The most technically astonishing talk in my opinion was Axel Akesson from MPC’s talk; ‘Replicating Rachael’ – It seemed to appeal to my laymen-terms knowledge of uncanny valley; That it’s really hard to replicate the human face realistically, without making the audience feel a bit weird. The character in question, Rachael, is portrayed as she was in the original, and has to convey a very subtle set of emotions whilst blending seamlessly with a very grizzled and worn Harrison Ford.

For me, there was one stand out star of the festival and that was Louise Bagnall from Cartoon Saloon – During the screening of her Irish Film Council funded short; ’Late Afternoon’ I was chewing on my fist to stop from bawling my eyes out.

‘Late Afternoon’ is gorgeously animated, and as usual for Cartoon Saloon, the sound design is just as deserving of praise as the animation itself.

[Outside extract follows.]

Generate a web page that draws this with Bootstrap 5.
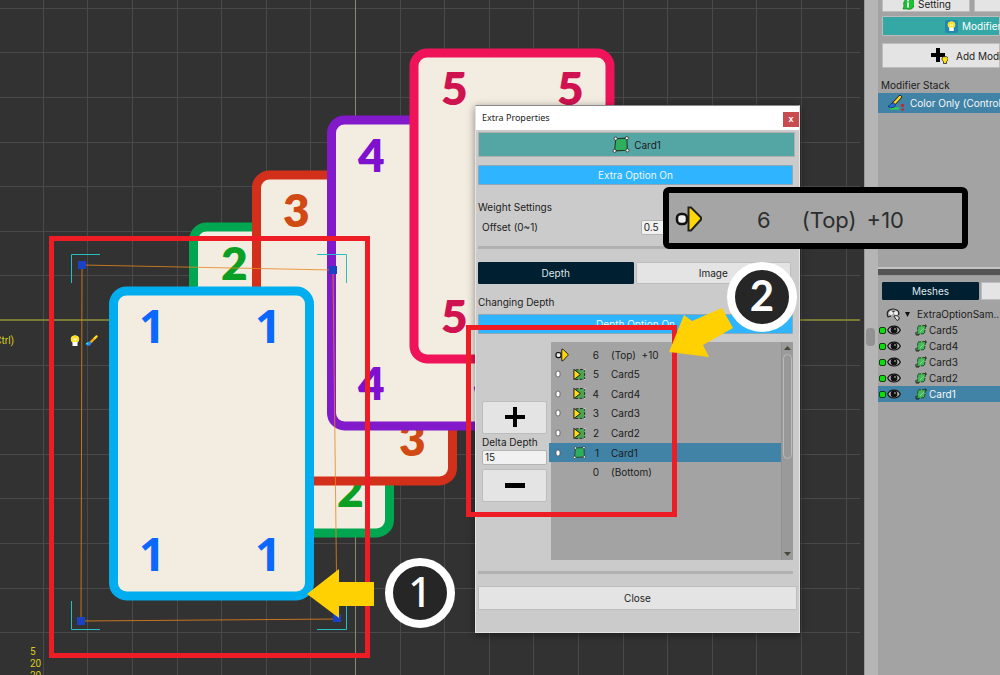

Anyone who has family affected by Alzheimer’s and Dementia will be flapping at their misty eyeballs and sniffing their snot away.

There were lots of other very good speakers and talks, Sarah Beth Eisinger from Pixar for one, who charmed everyone by accidentally dipping her laptop in water halfway though her talk. And Will Becher from Aardman, who had seemingly boundless courtesy and energy at the Thursday after party, even happy to chat away with the likes of me. (Thanks Will, you’re a bit of a legend!)

On Thursday early evening, We had a chance to all have a drink with the speakers, students, and festival organisers in the Teesside Student union – The room was cosy enough to put us all in ear-shot of each other, allowing for some nice ‘Oh hello!’s’. Although the red wine had gone off and almost made me spit mouldy merlot all over the bar, alternatively the white wine was served in a glass that smelt overwhelmingly of bleach, so I gave up and was on the bottled water all night from fear of being poisoned.

Good call that actually, as one particular student had decided to get massively pissed and proceeded to loudly tell Sam Dawes that she couldn’t be bothered to go to his talk, which was very funny, but obviously very unprofessional. wincing as I watched her wobble off, I chatting to Sam later, who commented: ‘Well that’s one way to stay un-hired’ – Students, know your limits!

Speaking of limits, there was also an auction of rare signed goods from each speaker’s studio on offer for the winning bidders, i’m not sure if it was evil or genius that the auction started late into the party when the booze was flowly quite nicely – One student bid £160 for a signed notebook, It made me wonder if the poor guy would remember in the morning bidding off his train-ride home from uni.

This was my first year at Animex, and I can say with no doubt I will definitely be back next year!